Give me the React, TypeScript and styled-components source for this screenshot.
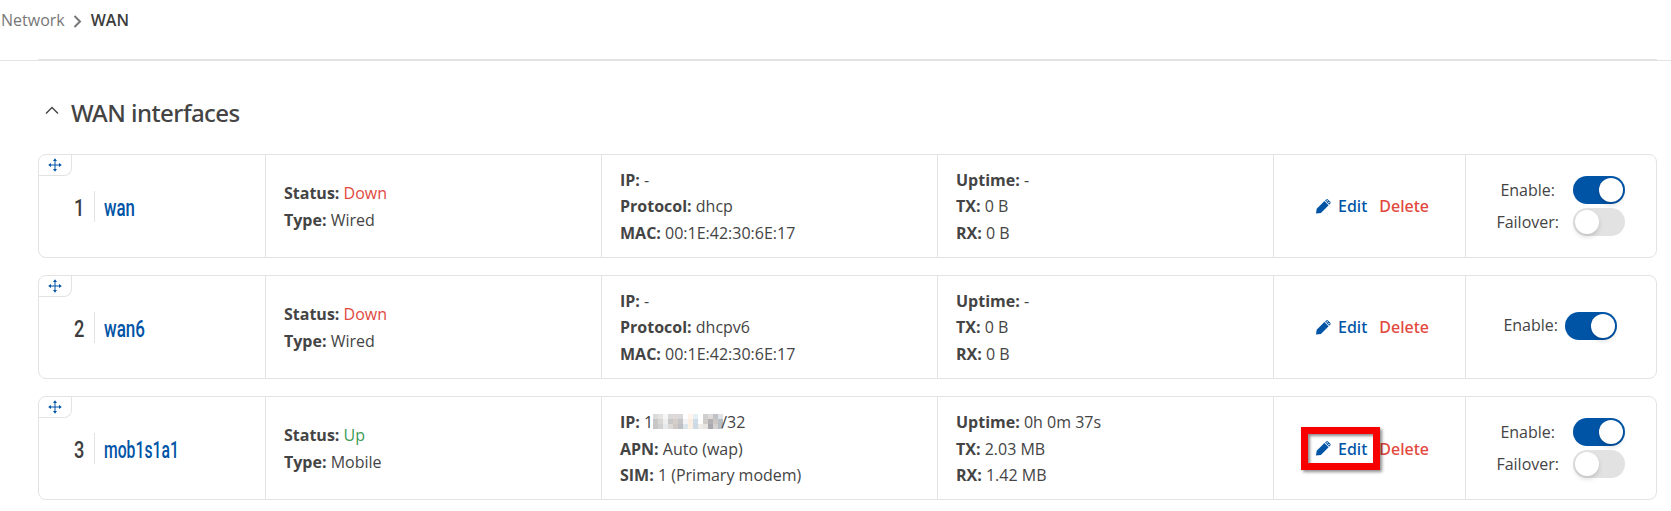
import React from "react";
import styled, { createGlobalStyle } from "styled-components";

const BLUE = "#0054a6";
const RED = "#e2483d";
const LINE = "#e3e3e3";

const GlobalStyle = createGlobalStyle`
  *, *::before, *::after { box-sizing: border-box; }
  body {
    margin: 0;
    background: #fff;
    color: #444;
    font: 16px/26.6px "Open Sans", "Noto Sans", sans-serif;
    overflow: hidden;
  }
`;

const Page = styled.div`
  height: 511px;
  display: flex;
  flex-direction: column;
`;

const Breadcrumb = styled.nav`
  height: 59px;
  padding: 7px 0 0 1px;
  display: flex;
  align-items: flex-start;
  color: #777;
  svg { margin: 8px 9px 0 8px; }
`;

const Current = styled.span`
  color: #3c3c3c;
  font-weight: 600;
`;

const Divider = styled.div`
  height: 2px;
  border-bottom: 1px solid ${LINE};
  &::before {
    content: "";
    display: block;
    height: 1px;
    margin: 0 14px 0 38px;
    background: ${LINE};
  }
`;

const Section = styled.main`
  padding: 35px 14px 0 38px;
`;

const Heading = styled.h2`
  margin: 0 0 25px;
  height: 33px;
  display: flex;
  align-items: center;
  gap: 12px;
  padding-left: 7px;
  font: 500 24px/33px "Noto Sans", sans-serif;
  letter-spacing: -0.55px;
  svg { margin-top: -4px; }
`;

const CardList = styled.div`
  display: flex;
  flex-direction: column;
  gap: 17.24px;
`;

const Card = styled.article`
  height: 104px;
  position: relative;
  display: grid;
  grid-template-columns: 227px 336px 336px 336px 192px 1fr;
  border: 1px solid ${LINE};
  border-radius: 8px;
`;

const DragHandle = styled.div`
  position: absolute;
  top: 0;
  left: 0;
  width: 33px;
  height: 21px;
  display: flex;
  align-items: center;
  justify-content: center;
  border: solid ${LINE};
  border-width: 0 1px 1px 0;
  border-bottom-right-radius: 8px;
`;

const Cell = styled.div`
  display: flex;
  flex-direction: column;
  justify-content: center;
  padding: 1px 0 0 18px;
  border-right: 1px solid ${LINE};
`;

const NameCell = styled(Cell)`
  flex-direction: row;
  justify-content: flex-start;
  align-items: center;
  padding: 0 0 0 35px;
`;

const Priority = styled.div`
  width: 21px;
  height: 31px;
  border-right: 1px solid ${LINE};
`;

const Narrow = styled.span<{ $link?: boolean; $stretch: number }>`
  display: block;
  width: max-content;
  font: 500 24px/34px Roboto, sans-serif;
  transform: scaleX(${(p) => p.$stretch});
  transform-origin: 0 50%;
  color: ${(p) => (p.$link ? BLUE : "#3c3c3c")};
`;

const NameWrap = styled.div`
  width: 90px;
  margin-left: 9px;
  padding-top: 3px;
`;

const Line = styled.div`
  white-space: nowrap;
  height: 26.6px;
  b { font-weight: 700; }
`;

const State = styled.span<{ $up: boolean }>`
  color: ${(p) => (p.$up ? "#3d9b56" : RED)};
`;

const ActionCell = styled(Cell)`
  flex-direction: row;
  justify-content: flex-start;
  align-items: center;
  padding: 1px 0 0 42px;
  font-family: "Noto Sans", sans-serif;
  font-weight: 500;
`;

const EditLink = styled.span`
  position: relative;
  display: flex;
  align-items: center;
  gap: 7px;
  color: ${BLUE};
`;

const Highlight = styled.i`
  position: absolute;
  left: -15px;
  top: -9px;
  width: 79px;
  height: 43px;
  border: 7px solid #f60000;
  box-shadow: 2px 2px 3px rgba(0, 0, 0, 0.45), inset 2px 2px 3px rgba(0, 0, 0, 0.45);
  z-index: 1;
`;

const DeleteLink = styled.span`
  margin-left: 12px;
  color: ${RED};
`;

const SwitchCell = styled.div<{ $single: boolean }>`
  display: flex;
  flex-direction: column;
  justify-content: center;
  align-items: flex-end;
  gap: 4px;
  padding: 0 ${(p) => (p.$single ? 39 : 31)}px ${(p) => (p.$single ? 3 : 0)}px 0;
`;

const SwitchRow = styled.div<{ $gap: number }>`
  height: 28px;
  display: flex;
  align-items: center;
  gap: ${(p) => p.$gap}px;
`;

const Toggle = styled.div<{ $on: boolean }>`
  width: 52px;
  height: 28px;
  padding: 2px;
  display: flex;
  justify-content: ${(p) => (p.$on ? "flex-end" : "flex-start")};
  border-radius: 14px;
  background: ${(p) => (p.$on ? BLUE : "#e2e2e2")};
  &::before {
    content: "";
    width: 24px;
    height: 24px;
    border-radius: 50%;
    background: #fff;
    box-shadow: 0 3px 5px rgba(0, 0, 0, 0.14);
  }
`;

const Redacted = styled.span`
  display: inline-grid;
  grid-template: repeat(3, 5px) / repeat(14, 5px);
  width: 70px;
  margin: 5px -2px 0 0;
  vertical-align: top;
`;

const Pixel = styled.i<{ $tone: string }>`
  background: ${(p) => p.$tone};
`;

const MOSAIC = [
  "#dddada", "#e6e4e2", "#f7f7f7", "#d9d9da", "#ded9d6", "#d8d7d9", "#fff", "#fff5ec", "#e5eff6", "#fff", "#d0cfd0", "#dedbd8", "#c0c2c6", "#dde3e6",
  "#c9c6c7", "#d9d7d6", "#f0eff0", "#c8c7ca", "#d5cdc8", "#c5c5c8", "#f4f4f5", "#fbeee1", "#cddce8", "#fdfdfd", "#cfccca", "#b2b0b5", "#cbc7c5", "#b7bec6",
  "#c7c4c4", "#d0d0d0", "#e8e9eb", "#ddd9d7", "#cfc9c5", "#bebfc2", "#dce5e9", "#fbeee2", "#cddae5", "#eeece8", "#e8e4df", "#a9a8af", "#d5d1d0", "#b9bec4",
];

const MoveIcon = () => (
  <svg width="14" height="14" viewBox="0 0 14 14" fill={BLUE}>
    <path d="M6.5 2h1v10h-1zM2 6.5h10v1H2z" />
    <path d="M7 .2 9 3H5zM7 13.8 5 11h4zM.2 7 3 5v4zM13.8 7 11 9V5z" />
  </svg>
);

const PencilIcon = () => (
  <svg width="15" height="15" viewBox="0 0 15 15" fill={BLUE}>
    <path d="M0 14.5 .7 9.8 8.4 2 12.6 6.2 4.9 13.9Z" />
    <path d="M9 1.6 10.3.4q.8-.7 1.6 0l2.4 2.4q.7.8 0 1.6L13.2 5.7Z" />
    <path d="m10.2 1.9 1-.9.8.8-1 .9zM12 3.7l1-.9.8.8-1 .9z" fill="#fff" />
  </svg>
);

type Entry = [string, React.ReactNode];

interface Interface {
  name: string;
  stretch: number;
  up: boolean;
  type: string;
  net: Entry[];
  stats: Entry[];
  failover: boolean;
  highlighted?: boolean;
}

const INTERFACES: Interface[] = [
  {
    name: "wan",
    stretch: 0.7,
    up: false,
    type: "Wired",
    net: [["IP", "-"], ["Protocol", "dhcp"], ["MAC", "00:1E:42:30:6E:17"]],
    stats: [["Uptime", "-"], ["TX", "0 B"], ["RX", "0 B"]],
    failover: true,
  },
  {
    name: "wan6",
    stretch: 0.71,
    up: false,
    type: "Wired",
    net: [["IP", "-"], ["Protocol", "dhcpv6"], ["MAC", "00:1E:42:30:6E:17"]],
    stats: [["Uptime", "-"], ["TX", "0 B"], ["RX", "0 B"]],
    failover: false,
  },
  {
    name: "mob1s1a1",
    stretch: 0.655,
    up: true,
    type: "Mobile",
    net: [
      ["IP", <>1<Redacted>{MOSAIC.map((tone, i) => <Pixel key={i} $tone={tone} />)}</Redacted>/32</>],
      ["APN", "Auto (wap)"],
      ["SIM", "1 (Primary modem)"],
    ],
    stats: [["Uptime", "0h 0m 37s"], ["TX", "2.03 MB"], ["RX", "1.42 MB"]],
    failover: true,
    highlighted: true,
  },
];

const Lines = ({ entries }: { entries: Entry[] }) => (
  <Cell>
    {entries.map(([label, value]) => (
      <Line key={label}><b>{label}:</b> {value}</Line>
    ))}
  </Cell>
);

const InterfaceCard = ({ item, index }: { item: Interface; index: number }) => (
  <Card>
    <DragHandle><MoveIcon /></DragHandle>
    <NameCell>
      <Priority><Narrow $stretch={0.76}>{index}</Narrow></Priority>
      <NameWrap><Narrow $link $stretch={item.stretch}>{item.name}</Narrow></NameWrap>
    </NameCell>
    <Lines entries={[["Status", <State $up={item.up}>{item.up ? "Up" : "Down"}</State>], ["Type", item.type]]} />
    <Lines entries={item.net} />
    <Lines entries={item.stats} />
    <ActionCell>
      <EditLink>
        <PencilIcon />
        Edit
        {item.highlighted && <Highlight />}
      </EditLink>
      <DeleteLink>Delete</DeleteLink>
    </ActionCell>
    <SwitchCell $single={!item.failover}>
      <SwitchRow $gap={item.failover ? 18 : 7}>Enable:<Toggle $on /></SwitchRow>
      {item.failover && <SwitchRow $gap={14}>Failover:<Toggle $on={false} /></SwitchRow>}
    </SwitchCell>
  </Card>
);

export default function App() {
  return (
    <Page>
      <GlobalStyle />
      <Breadcrumb>
        <span>Network</span>
        <svg width="9" height="13" viewBox="0 0 9 13" fill="none" stroke="#777" strokeWidth="2">
          <path d="m1.5 1 5.5 5.5L1.5 12" />
        </svg>
        <Current>WAN</Current>
      </Breadcrumb>
      <Divider />
      <Section>
        <Heading>
          <svg width="14" height="9" viewBox="0 0 14 9" fill="none" stroke="#444" strokeWidth="1.4">
            <path d="m1 7.5 6-6 6 6" />
          </svg>
          WAN interfaces
        </Heading>
        <CardList>
          {INTERFACES.map((item, i) => <InterfaceCard key={item.name} item={item} index={i + 1} />)}
        </CardList>
      </Section>
    </Page>
  );
}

******

Copy out every line of the listing that contains the string "React".

_THE REPLY:_
Give me the React, TypeScript and styled-components source for this screenshot.
import React from "react";
type Entry = [string, React.ReactNode];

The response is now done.